Dice ai suoi familiari: «La clausura è come una lente d'ingrandimento: amplifica e ingrandisce"».

Forse per questo tutti noi abbiamo cominciato a vivere le nostre case in un modo nuovo.

Ci stiamo a lungo, le esploriamo, le rendiamo il più accoglienti possibile. Le valorizziamo.

In queste settimane Carlo ha tirato a lucido il suo balcone. C'erano tante piante: trascurate, rinsecchite e dimenticate. Con pazienza, ad una ad una, il professore si è occupato di loro. Le ha potate, innaffiate, rinvasate, e ha piantato i semi trovati in un cassetto della cucina: basilico, coriandolo e margherite.

Ci sono già i germogli.

Ogni giorno mantiene la terra umida e si siede lì, al sole, a guardare il mare, oltre l'asse mediano: quasi vuoto di automobili.

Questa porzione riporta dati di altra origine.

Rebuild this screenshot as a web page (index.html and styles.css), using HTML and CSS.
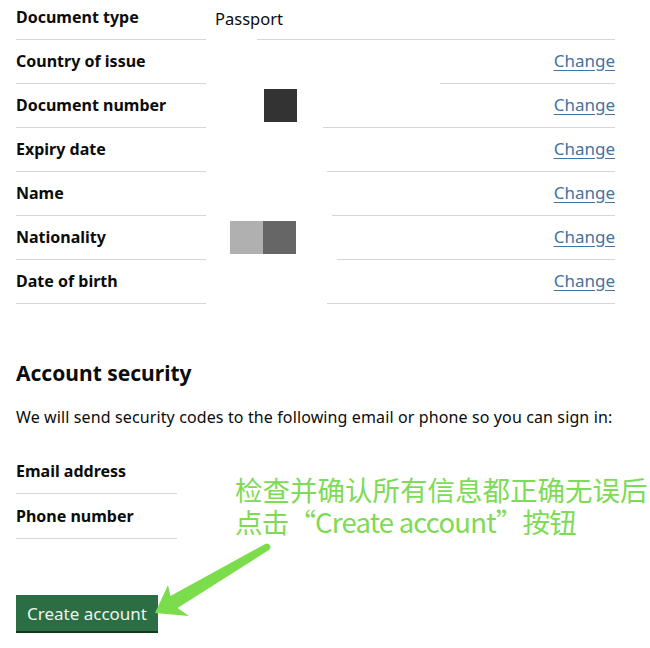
FILE: index.html
```html
<!DOCTYPE html>
<html lang="en">
<head>
    <meta charset="UTF-8">
    <meta name="viewport" content="width=device-width, initial-scale=1.0">
    <title>Check your answers</title>
    <link rel="stylesheet" href="styles.css">
</head>
<body>
    <main class="pagina">
        <div class="resumo">
            <div class="linha">
                <div class="chave">Document type</div>
                <div class="valor">Passport</div>
                <div class="acao"></div>
                <span class="risco risco-longo"></span>
            </div>
            <div class="linha">
                <div class="chave">Country of issue</div>
                <div class="valor"></div>
                <div class="acao"><a href="#">Change</a></div>
                <span class="risco risco-curto"></span>
            </div>
            <div class="linha">
                <div class="chave">Document number</div>
                <div class="valor"><span class="pixel pixel-escuro pixel-afastado"></span></div>
                <div class="acao"><a href="#">Change</a></div>
                <span class="risco risco-3"></span>
            </div>
            <div class="linha">
                <div class="chave">Expiry date</div>
                <div class="valor"></div>
                <div class="acao"><a href="#">Change</a></div>
                <span class="risco"></span>
            </div>
            <div class="linha">
                <div class="chave">Name</div>
                <div class="valor"></div>
                <div class="acao"><a href="#">Change</a></div>
                <span class="risco risco-5"></span>
            </div>
            <div class="linha">
                <div class="chave">Nationality</div>
                <div class="valor"><span class="pixel pixel-claro"></span><span class="pixel pixel-medio"></span></div>
                <div class="acao"><a href="#">Change</a></div>
                <span class="risco risco-6"></span>
            </div>
            <div class="linha">
                <div class="chave">Date of birth</div>
                <div class="valor"></div>
                <div class="acao"><a href="#">Change</a></div>
                <span class="risco"></span>
            </div>
        </div>

        <h2 class="titulo">Account security</h2>
        <p class="texto">We will send security codes to the following email or phone so you can sign in:</p>

        <div class="contatos">
            <div class="contato">Email address</div>
            <div class="contato">Phone number</div>
        </div>

        <button class="botao">Create account</button>

        <!-- anotação por cima da tela -->
        <p class="nota">检查并确认所有信息都正确无误后<br><span class="nota-l2">点击“Create account”按钮</span></p>
        <svg class="seta" width="650" height="648" viewBox="0 0 650 648">
            <path d="M265.2 544 L170.4 596 L168 585 L155 613 L189 616 L177.6 608 L268.8 550 A3.5 3.5 0 0 0 265.2 544 Z" fill="#7cdd4c"/>
        </svg>
    </main>
</body>
</html>
```

FILE: styles.css
```css
* {
    box-sizing: border-box;
}
body, html {
    margin: 0;
    padding: 0;
    background-color: white;
}
.pagina {
    position: relative;
    width: 650px;
    height: 648px;
    overflow: hidden;
    padding: 0 35px 0 16px;
    color: #0b0c0c;
    font-family: "Noto Sans", Arial, sans-serif;
    font-size: 16px;
    line-height: 25px;
}
.resumo {
    margin-top: -4px;
}
.linha {
    display: grid;
    grid-template-columns: 190px 1fr auto;
    column-gap: 9px;
    height: 44px;
}
.chave {
    grid-column: 1;
    grid-row: 1;
    display: flex;
    align-items: center;
    font-weight: 700;
    border-bottom: 1px solid #d4d6d7;
}
.valor {
    grid-column: 2;
    grid-row: 1;
    display: flex;
    align-items: center;
    font-size: 16.5px;
}
.acao {
    grid-column: 3;
    grid-row: 1;
    display: flex;
    align-items: center;
    padding-bottom: 4px;
    font-size: 17px;
}
.acao a {
    color: #44739f;
    text-decoration: underline;
    text-underline-offset: 3px;
}
/* a linha de baixo, cortada pela parte borrada */
.risco {
    grid-column: 2 / 4;
    grid-row: 1;
    align-self: end;
    border-bottom: 1px solid #d4d6d7;
    margin-left: 112px;
}
.risco-longo { margin-left: 42px; }
.risco-curto { margin-left: 225px; }
.risco-3 { margin-left: 108px; }
.risco-5 { margin-left: 117px; }
.risco-6 { margin-left: 122px; }
.pixel {
    width: 33px;
    height: 33px;
    margin-bottom: 1px;
}
.pixel-afastado { margin-left: 49px; }
.pixel-escuro { background-color: #333333; }
.pixel-claro { background-color: #b0b0b0; margin-left: 15px; }
.pixel-medio { background-color: #666666; }
.titulo {
    margin: 54px 0 0;
    font-size: 21px;
    line-height: 30px;
    font-weight: 700;
}
.texto {
    margin: 17px 0 0;
    letter-spacing: 0.12px;
}
.contatos {
    margin-top: 19px;
}
.contato {
    width: 161px;
    height: 45px;
    display: flex;
    align-items: center;
    font-weight: 700;
    border-bottom: 1px solid #d4d6d7;
}
.botao {
    display: block;
    margin-top: 56px;
    height: 36px;
    padding: 0 11px;
    border: none;
    border-radius: 0;
    background-color: #2c6e44;
    box-shadow: 0 2px 0 #13391f;
    color: #eef4ef;
    font-family: "Noto Sans", Arial, sans-serif;
    font-size: 17px;
    line-height: 25px;
}
.nota {
    position: absolute;
    left: 235px;
    top: 473px;
    margin: 0;
    color: #7ddb55;
    font-family: "Noto Sans CJK SC", "Noto Sans", sans-serif;
    font-size: 27.5px;
    line-height: 32px;
    white-space: nowrap;
}
.nota-l2 {
    letter-spacing: -0.8px;
}
.seta {
    position: absolute;
    top: 0;
    left: 0;
    pointer-events: none;
}
```
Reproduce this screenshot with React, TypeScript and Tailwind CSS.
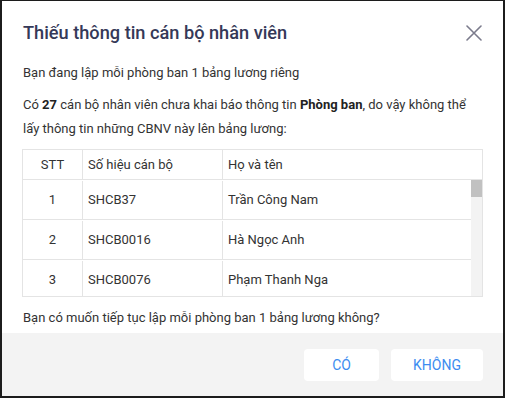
const rows = [
  { stt: 1, code: "SHCB37", name: "Trần Công Nam" },
  { stt: 2, code: "SHCB0016", name: "Hà Ngọc Anh" },
  { stt: 3, code: "SHCB0076", name: "Phạm Thanh Nga" },
];

const App = () => {
  return (
    <div className="h-[400px] w-[506px] bg-white font-['Roboto',sans-serif] text-[13px] text-[#333]">
      <div className="flex h-[398px] w-[505px] flex-col border-t border-r-2 border-b-2 border-l-2 border-[#1c1c1c]">
        {/* header */}
        <div className="flex h-[60px] items-center justify-between pt-[3px] pr-[21px] pl-[21px]">
          <h1 className="text-[18.2px] font-medium text-[#353958]">
            Thiếu thông tin cán bộ nhân viên
          </h1>
          <svg width="16" height="16" viewBox="0 0 16 16" className="text-[#7b7b8c]">
            <path d="M1 1L15 15M15 1L1 15" stroke="currentColor" strokeWidth="1.6" strokeLinecap="round" />
          </svg>
        </div>

        {/* body */}
        <div className="flex flex-col pr-[20px] pb-[3px] pl-[20px] leading-6">
          <p className="pl-px">Bạn đang lập mỗi phòng ban 1 bảng lương riêng</p>
          <p className="mt-2 pl-px">
            Có <b className="font-bold text-[#222]">27</b> cán bộ nhân viên chưa khai báo thông tin{" "}
            <b className="font-bold text-[#222]">Phòng ban</b>, do vậy không thể lấy thông tin những CBNV
            này lên bảng lương:
          </p>

          <div className="mt-2 border border-[#e4e4e4]">
            <div className="flex h-[30px] items-center border-b border-[#e4e4e4]">
              <div className="flex h-full w-[60px] items-center justify-center border-r border-[#e4e4e4]">STT</div>
              <div className="flex h-full w-[140px] items-center border-r border-[#e4e4e4] pl-[5px]">
                Số hiệu cán bộ
              </div>
              <div className="flex h-full flex-1 items-center pl-[5px]">Họ và tên</div>
            </div>
            <div className="flex h-[116px]">
              <div className="flex-1 overflow-hidden">
                {rows.map((r) => (
                  <div key={r.stt} className="flex h-[40px] border-b border-[#e4e4e4] pt-px">
                    <div className="flex w-[60px] items-center justify-center border-r border-[#e4e4e4]">{r.stt}</div>
                    <div className="flex w-[140px] items-center border-r border-[#e4e4e4] pl-[5px]">{r.code}</div>
                    <div className="flex flex-1 items-center pl-[5px]">{r.name}</div>
                  </div>
                ))}
              </div>
              <div className="w-[11px] bg-[#f3f3f3]">
                <div className="h-[17px] bg-[#c1c1c1]"></div>
              </div>
            </div>
          </div>

          <p className="mt-[9px] pl-px">Bạn có muốn tiếp tục lập mỗi phòng ban 1 bảng lương không?</p>
        </div>

        {/* footer */}
        <div className="flex flex-1 items-start justify-end gap-3 bg-[#f3f3f3] pt-4 pr-[20px]">
          <button className="h-[32px] w-[75px] rounded-[4px] bg-white text-[14px] text-[#3c8cf0]">CÓ</button>
          <button className="h-[32px] w-[92px] rounded-[4px] bg-white text-[14px] text-[#3c8cf0]">KHÔNG</button>
        </div>
      </div>
    </div>
  );
};

export default App;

Si sente felice. Soprattutto da quando due tortorelle gli fanno compagnia: grate delle granaglie offerte loro.

Lungo gli steli del Chritmum le formiche hanno deposto le uova e le larve crescono di giorno in giorno.

Una farfalla si posa di tanto in tanto tra le foglie screziate della Schefflera Actinophilla, la salvia insaporirà la cena, la Crassula Ovata rivolge verso il sole i suoi rami flessibili e fragili, suggerendo alla mente che occorre sempre cercare il meglio: la più vantaggiosa condizione possibile per il nostro benessere psicofisico. Anche in tempi come questi: anche quando (per dirla con il Camus de «la peste») la vita sembra essersi ridotta a una fiammella.

«Qualcuno conosce il nome di questo alberello?», scrive Carlo in un post su Facebook.

«È un corbezzolo», gli risponde un'amica da Varese.

E pensare che è nato spontaneamente, qualche anno fa, in un vaso vuoto.

Ora, finalmente, ha anche un nome: un'identità.